The evidence indicates that prior to her marriage to decedent, which occurred in November, 1942, his widow had been *109acquainted with Rodriguez. The relationship between these two apparently transcended the bounds of mutual acquaintances. Rodriguez was charged with and prosecuted for compulsory prostitution in 1943, and in that action claimant was one of the witnesses. The record fails to disclose the testimony she gave. Decedent, however, was not remotely involved in that proceeding.
There is no competent evidence in the record which indicates that decedent came to his death because of any ill feeling between him and his murderer. Surely there is no proof that whatever relationship existed between the murderer and decedent’s wife had any connection with the latter’s death.
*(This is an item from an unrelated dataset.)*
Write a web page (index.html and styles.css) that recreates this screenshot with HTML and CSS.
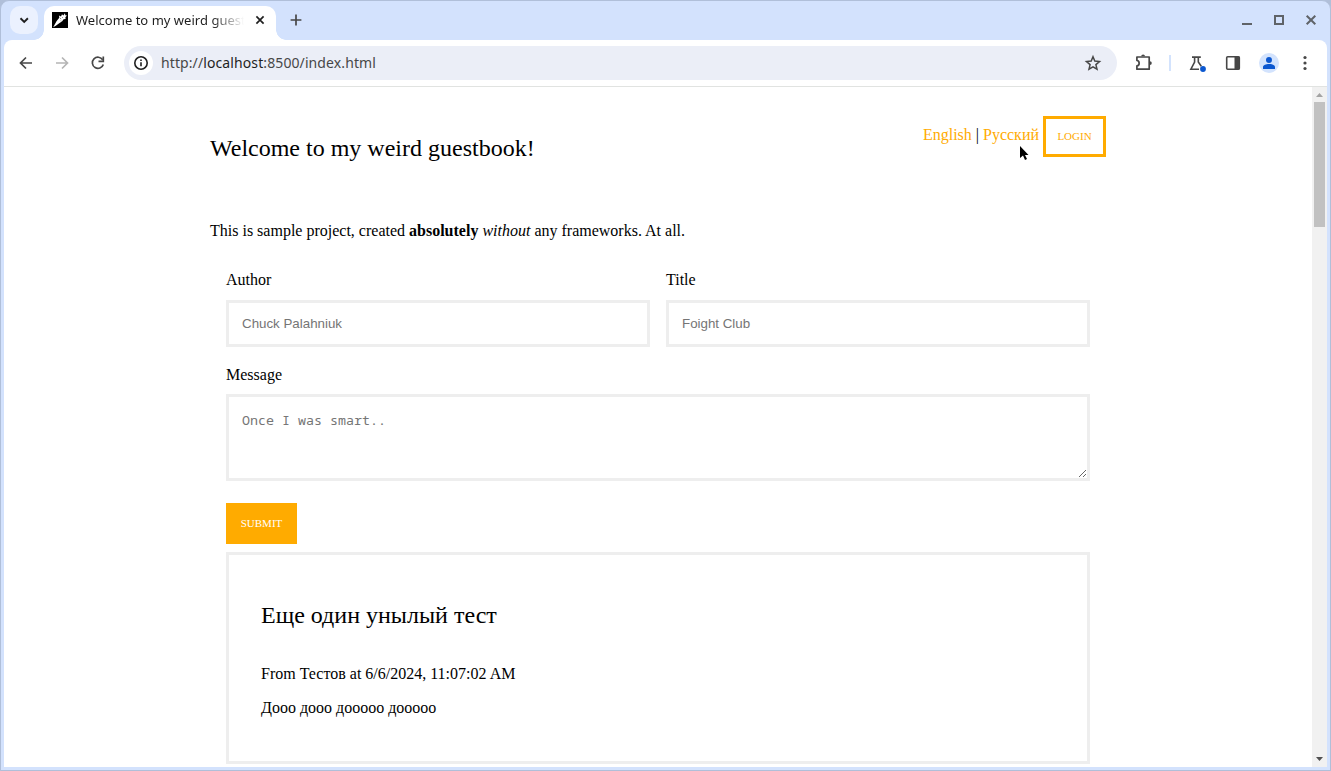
FILE: index.html
```
<!DOCTYPE html>
<html lang="en">
<head>
<meta charset="utf-8">
<title>Welcome to my weird guestbook!</title>
<link rel="stylesheet" href="styles.css">
</head>
<body>
<div class="window">
  <div class="tabstrip">
    <button class="tab-search" aria-label="Search tabs"><svg width="28" height="28" viewBox="0 0 28 28"><path d="M10.500 12.300l3.700 3.600 3.700-3.600" fill="none" stroke="#1f1f1f" stroke-width="1.900"/></svg></button>
    <div class="tab">
      <svg class="favicon" width="16" height="16" viewBox="0 0 16 16"><rect width="16" height="16"/><path d="M1.200 15.200L4.500 9.200 7.300 5.800 7 3.600 9 4.400 10 2.300 11.300 3.600 13 1.200 13.300 3.200 15 3.400 13.400 5.200 13.600 7 11.600 7.300 10.200 9.300 7.200 11.300 3.800 13.700Z" fill="#fff"/><path d="M8 6.200l1.200.8M10.200 5.200l.8.800M8.600 8.800l.8.400" stroke="#555" stroke-width=".7"/></svg>
      <span class="tab-title">Welcome to my weird guest</span>
      <svg class="tab-close" width="10" height="10" viewBox="0 0 10 10"><path d="M1.400 1.400l7.200 7.200M8.600 1.400L1.400 8.600" stroke="#1f1f1f" stroke-width="1.700"/></svg>
    </div>
    <svg class="new-tab" width="12" height="12" viewBox="0 0 12 12"><path d="M6 .6v10.800M.6 6h10.800" stroke="#474747" stroke-width="1.700"/></svg>
    <div class="controls">
      <svg width="12" height="12" viewBox="0 0 12 12"><path d="M1 10h10" stroke="#5f6368" stroke-width="2"/></svg>
      <svg width="12" height="12" viewBox="0 0 12 12"><rect x="2" y="2" width="8" height="8" fill="none" stroke="#5f6368" stroke-width="2"/></svg>
      <svg width="12" height="12" viewBox="0 0 12 12"><path d="M1.700 1.700l8.600 8.600M10.300 1.700l-8.600 8.600" stroke="#5f6368" stroke-width="2"/></svg>
    </div>
  </div>
  <div class="toolbar">
    <span class="tool"><svg width="20" height="20" viewBox="0 0 20 20"><path d="M16 10H5M10 4.500L4.500 10l5.500 5.500" fill="none" stroke="#474747" stroke-width="1.700"/></svg></span>
    <span class="tool"><svg width="20" height="20" viewBox="0 0 20 20"><path d="M4 10h11M10 4.500l5.500 5.500-5.500 5.500" fill="none" stroke="#b5b5b5" stroke-width="1.700"/></svg></span>
    <span class="tool"><svg width="20" height="20" viewBox="0 0 20 20"><path d="M14.700 6.800A5.600 5.600 0 1 0 15.300 11.500" fill="none" stroke="#474747" stroke-width="1.700"/><path d="M15.300 3.500v4.800h-4.800" fill="none" stroke="#474747" stroke-width="1.700"/></svg></span>
    <div class="address">
      <span class="site-info"><svg width="16" height="16" viewBox="0 0 16 16"><circle cx="8" cy="8" r="6.200" fill="none" stroke="#1f1f1f" stroke-width="1.600"/><path d="M8 7.200v4M8 4.400v1.600" stroke="#1f1f1f" stroke-width="1.600"/></svg></span>
      <span class="url">http://<b>localhost</b>:8500/index.html</span>
      <svg class="star" width="18" height="18" viewBox="0 0 18 18"><path d="M9 2.800l1.800 4.300 4.700.4-3.600 3.100 1.100 4.600L9 12.800l-4 2.400 1.100-4.600-3.600-3.100 4.700-.4z" fill="none" stroke="#474747" stroke-width="1.500"/></svg>
    </div>
    <span class="tool puzzle"><svg width="20" height="20" viewBox="0 0 20 20"><path d="M2.900 4H15.200V16.200H2.900V12.900C5.900 12.500 5.900 7.900 2.900 7.400Z" fill="none" stroke="#474747" stroke-width="1.700" stroke-linejoin="round"/><path d="M7.200 3.300a1.900 1.900 0 0 1 3.800 0zM15.900 8.200a1.900 1.900 0 0 1 0 3.800z" fill="#474747"/></svg></span>
    <span class="divider"></span>
    <span class="tool"><svg width="20" height="20" viewBox="0 0 20 20"><path d="M5 4.100h8.800M7.600 4v5L3.900 16.200H12M11.300 4v5l3 4.200" fill="none" stroke="#474747" stroke-width="1.600"/><circle cx="16" cy="16" r="2.900" fill="#0b57d0"/></svg></span>
    <span class="tool"><svg width="20" height="20" viewBox="0 0 20 20"><rect x="3.700" y="3.700" width="12.600" height="12.600" rx="1" fill="none" stroke="#474747" stroke-width="1.600"/><path d="M11.500 3.500h5v13h-5z" fill="#474747"/></svg></span>
    <span class="tool"><svg width="20" height="20" viewBox="0 0 20 20"><circle cx="10" cy="10" r="10" fill="#d3e3fd"/><circle cx="10" cy="7" r="3" fill="#0b57d0"/><path d="M4 16v-2c0-2 3-3 6-3s6 1 6 3v2z" fill="#0b57d0"/></svg></span>
    <span class="tool"><svg width="20" height="20" viewBox="0 0 20 20" fill="#474747"><circle cx="10" cy="4.500" r="1.600"/><circle cx="10" cy="10" r="1.600"/><circle cx="10" cy="15.500" r="1.600"/></svg></span>
  </div>
  <div class="viewport">
    <main class="page">
      <header class="header">
        <h1 class="title">Welcome to my weird guestbook!</h1>
        <nav class="nav"><span class="langs"><a class="lang">English</a> | <a class="lang">Русский</a></span><button class="btn btn-outline">LOGIN</button></nav>
      </header>
      <p class="intro">This is sample project, created <strong>absolutely</strong> <em>without</em> any frameworks. At all.</p>
      <form class="form">
        <div class="row">
          <label class="field">Author<input class="input" placeholder="Chuck Palahniuk"></label>
          <label class="field">Title<input class="input" placeholder="Foight Club"></label>
        </div>
        <label class="field message">Message<textarea class="input area" placeholder="Once I was smart.."></textarea></label>
        <button class="btn submit" type="button">SUBMIT</button>
      </form>
      <article class="card">
        <h2 class="title">Еще один унылый тест</h2>
        <p class="meta">From Тестов at 6/6/2024, 11:07:02 AM</p>
        <p class="text">Дооо дооо дооооо дооооо</p>
      </article>
    </main>
    <div class="scrollbar">
      <svg width="15" height="15" viewBox="0 0 15 15"><path d="M4 10l3.500-4L11 10z" fill="#a3a3a3"/></svg>
      <div class="thumb"></div>
      <svg class="down" width="15" height="15" viewBox="0 0 15 15"><path d="M4 5h7l-3.500 4z" fill="#505050"/></svg>
    </div>
  </div>
</div>
<svg class="cursor" width="10" height="16" viewBox="0 0 10 16"><path d="M0 0v12l3-2.500 2 4.500 2-1-2-4h3.500z"/></svg>
</body>
</html>
```
FILE: styles.css
```
* { box-sizing: border-box; }
body { margin: 0; overflow: hidden; background: #b0bfd9; }
button { border: 0; padding: 0; margin: 0; }
svg { display: block; flex: none; }
.window {
  width: 1331px; height: 771px; border: 1px solid #b0bfd9; border-radius: 9px 9px 0 0;
  background: #d3e2fd; padding: 0 3px 3px; display: flex; flex-direction: column;
}
.tabstrip { height: 39px; flex: none; display: flex; align-items: flex-start; padding: 5px 10px 0 6px; }
.tab-search { width: 28px; height: 28px; border-radius: 10px; background: #ebf1fe; }
.tab {
  position: relative; width: 232px; height: 34px; margin-left: 6px; padding: 0 11px 6px 8px;
  border-radius: 10px 10px 0 0; background: #fff; display: flex; align-items: center;
}
.tab::before, .tab::after { content: ""; position: absolute; bottom: 0; width: 10px; height: 10px; }
.tab::before { left: -10px; background: radial-gradient(circle at 0 0, transparent 9.5px, #fff 10px); }
.tab::after { right: -10px; background: radial-gradient(circle at 100% 0, transparent 9.5px, #fff 10px); }
.tab-title {
  width: 168px; margin-left: 8px; white-space: nowrap;
  font: 13px/18px "Noto Sans", sans-serif; letter-spacing: 0.02px; color: #1f1f1f;
  -webkit-mask-image: linear-gradient(90deg, #000 136px, transparent 168px);
  mask-image: linear-gradient(90deg, #000 136px, transparent 168px);
}
.tab-close { margin-left: auto; }
.new-tab { margin: 8px 0 0 14px; }
.controls { margin: 8px 0 0 auto; display: flex; gap: 20px; }
.toolbar {
  height: 47px; flex: none; padding: 0 4px; background: #fff; border-bottom: 1px solid #e1e3e1;
  border-radius: 8px 8px 0 0; display: flex; align-items: center;
}
.tool { width: 36px; height: 36px; flex: none; display: flex; align-items: center; justify-content: center; }
.address {
  width: 993px; height: 34px; margin-left: 8px; padding: 0 15px 0 5px; border-radius: 17px;
  background: #ebeef7; display: flex; align-items: center;
}
.site-info { width: 24px; height: 24px; border-radius: 50%; background: #fff; display: flex; align-items: center; justify-content: center; }
.url { margin-left: 8px; font: 14px/20px "Noto Sans", sans-serif; letter-spacing: 0.1px; color: #474747; }
.url b { font-weight: 400; color: #1f1f1f; }
.star { margin-left: auto; }
.puzzle { margin-left: 9px; }
.divider { width: 2px; height: 16px; margin: 0 8px 0 7px; background: #d3e3fd; }
.viewport { flex: 1; min-height: 0; display: flex; background: #fff; overflow: hidden; }
.page { flex: 1; padding: 29px 206px 0; font: 16px/18px "Liberation Serif", serif; color: #000; }
.header { height: 41px; display: flex; justify-content: space-between; align-items: flex-start; }
.title { margin: 0; font-size: 24px; line-height: 28px; font-weight: 400; }
.header .title { margin-top: 18px; }
.nav { display: flex; }
.langs { margin: 10px 4px 0 0; }
.lang { color: #ffab00; }
.btn { height: 41px; font: 11px/13px "Liberation Serif", serif; }
.btn-outline { width: 63px; border: 3px solid #ffab00; background: #fff; color: #ffab00; }
.intro { margin: 65px 0 0; }
.form { margin: 31px 16px 0; }
.row { display: flex; gap: 16px; }
.field { display: block; flex: 1; }
.input {
  display: block; width: 100%; height: 47px; margin-top: 11px; padding: 10px 13px;
  border: 3px solid #eee; border-radius: 0; background: #fff; font: 13.333px "Liberation Sans", sans-serif;
}
.input::placeholder { color: #757575; }
.message { margin-top: 19px; }
.area { height: 87px; margin-top: 10px; font: 13.333px/15px "Noto Sans Mono", "DejaVu Sans Mono", monospace; padding: 16px 13px; }
.submit { display: block; width: 71px; margin-top: 22px; background: #ffab00; color: #fff; }
.card { height: 212px; margin: 8px 16px 0; padding: 46px 32px 0; border: 3px solid #eee; }
.meta { margin: 36px 0 0; }
.text { margin: 16px 0 0; }
.scrollbar { width: 15px; background: #f1f1f1; display: flex; flex-direction: column; }
.thumb { width: 11px; height: 125px; margin-left: 2px; background: #c1c1c1; }
.down { margin-top: auto; }
.cursor { position: absolute; left: 1020px; top: 146px; }
```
For more than three years prior thereto claimant’s wife was free from Rodriguez ’ attentions.
The instant ease is clearly distinguishable from those cited in the opinion of the majority. At the time of the fatal altercation decedent was engaged in the service of his employer. His employment brought him to the particular place where he was murdered. A taxicab driver is exposed to the risk of assault by passengers. It is a matter of common knowledge that his work and working environment bring him in contact with such a risk. His work requires him to operate his cab and to transport without discrimination all who seek transportation.
The rule is that the injury arises out of the employment if the employment is one of the contributing causes without which the accident which actually happened would not have happened. Where, as here, the injury was sustained in the course of the employment it must be assumed as a matter of law that it arose out of the employment in the absence of substantial evidence to the contrary (Matter of Humphrey v. Tietjen & Steffin Milk Co., 235 App. Div. 470, affd. 261 N. Y. 549). There is no competent evidence in this record to overcome this presumption. The burden of proof was upon the appellants to establish by credible evidence a personal reason for the killing. True it is that there are some hearsay statements as to threats made by the killer. The board was not bound to accept as gospel such loose expressions in order to deny a recovery.
The modern standard recognizes that in close and doubtful cases it is the duty of the court to give the benefit of the doubt to the worker and thus to place the cost upon industry rather than letting it fall on the innocent worker, or his family or upon charity. The general rule seems to be that an injury inflicted upon a workman by the willful or criminal assault of a third person may be regarded as an accidental injury within the *110meaning of that term as used in a workmen’s compensation act. Certainly from the point of view of the victim in this case his death was sudden, unexpected and truly accidental. Our own decisions have long since passed the point where it can he successfully contended that an intentional assault upon an employee by a third person necessarily broke the causal relation between the employment and the injury. The assault in this case was a typical street risk and this court and the court above have held again and again that such a risk is compensable (Matter of Katz v. Kadans & Co., 232 N. Y. 420; Matter of Greenberg v. Voit, 224 App. Div. 799, affd. 250 N. Y. 543; Matter of Wakefield v. World Telegram, 249 App. Div. 884, affd. 274 N. Y. 517; Matter of Christiansen v. Hill Reproduction Co., 262 App. Div. 379, affd. 287 N. Y. 690).
Denial of an award of compensation in any case where the employee is actually engaged in working for his employer, should rarely, if ever, be based on the proposition that it did not arise out of and in the course of his employment. Those words should be construed broadly. Liberality of construction should not be hampered by prior narrow common-law theories. The object and intent of this beneficent law are foiled when its administrators profess adherence and give lip service to the doctrine of liberality and then by hairline distinctions and speculation find a way to deny recovery to an injured workman, or, as in the case before us, to his widow and orphans.
The award should be affirmed, with costs to the Workmen’s Compensation Board.
Foster, P. J., Brewster and Santry, JJ., concur with Bergait, J.; Hefeernan, J., dissents, in an opinion.
Award reversed, on the law, and the claim dismissed, with costs to the appellant against the Workmen’s Compensation Board.